Au-delà des récits du Progrès, l’histoire des mobilités est aussi et avant tout une histoire des pratiques et des lieux.
Une histoire des modes de vie
L’essor des mobilités ne pourrait se comprendre sans le tourisme, ce déplacement à visée récréative hors des lieux du quotidien. Les guides Joanne ou Baedeker promeuvent un tourisme multimodal (cycliste avec le Touring Club de France, ferroviaire vers les stations balnéaires ou de montagne), puis de plus en plus centré sur l’automobile (l'Automobile Club, fondé dès 1896 à Nice, promeut des routes touristiques), voire sur l’aérien (en 1963, Bécaud chante les vistes à Orly pour contempler les avions). Ce tourisme interroge notre rapport collectif et individuel à la vitesse. Un champ de recherche connexe concerne la patrimonialisation des « lieux du transport » et/ou des réseaux (routes). La réflexion n’aborde pas la patrimonialisation partielle et paradoxale d’un lieu générique : l’aéroport .
Les mobilités et l’emprise spatiale des réseaux ont également influé sur l’urbanisme. Le paysage des villes a été marqué par l’urbanisme de dalle dans les années 1950-1970, présent encore aujourd’hui notamment dans de nombreux quartiers d’affaires tels que Mériadeck, à Bordeaux, auquel le collectif consacre quelques pages. Ces décennies ont été celles de la rationalisation et de la séparation des flux. Puis un changement de conception a eu lieu : le retour de la mixité des modes sur un même plan, comme en témoigne la restructuration du quartier de la Part- Dieu à Lyon depuis les années 2000. La montée en puissance de la réflexion sur le Transit Oriented Developpement développée par P. Calthorpe en 1993 inspire les opérations urbanistiques les plus contemporaines. Certaines idées, très présentes dans le débat public, comme celle des « effets structurants », sont heureusement démontées.
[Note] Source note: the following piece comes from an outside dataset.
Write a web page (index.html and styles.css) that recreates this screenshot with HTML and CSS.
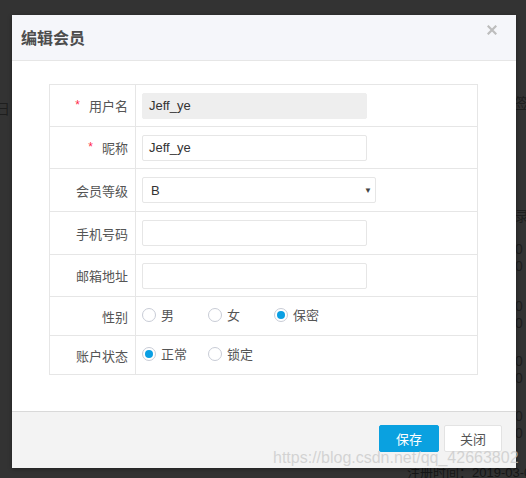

Cet ouvrage bienvenu embrasse ainsi un champ vaste et donne envie d’en savoir plus. Les courtes bibliographies de fin de chapitre peuvent servir de point de départ à des approfondissements, de même que la lecture de La Géographie des Transports dirigée par E. Libourel, M. Schorung et P Zembri, chez le même éditeur et dans la même collection.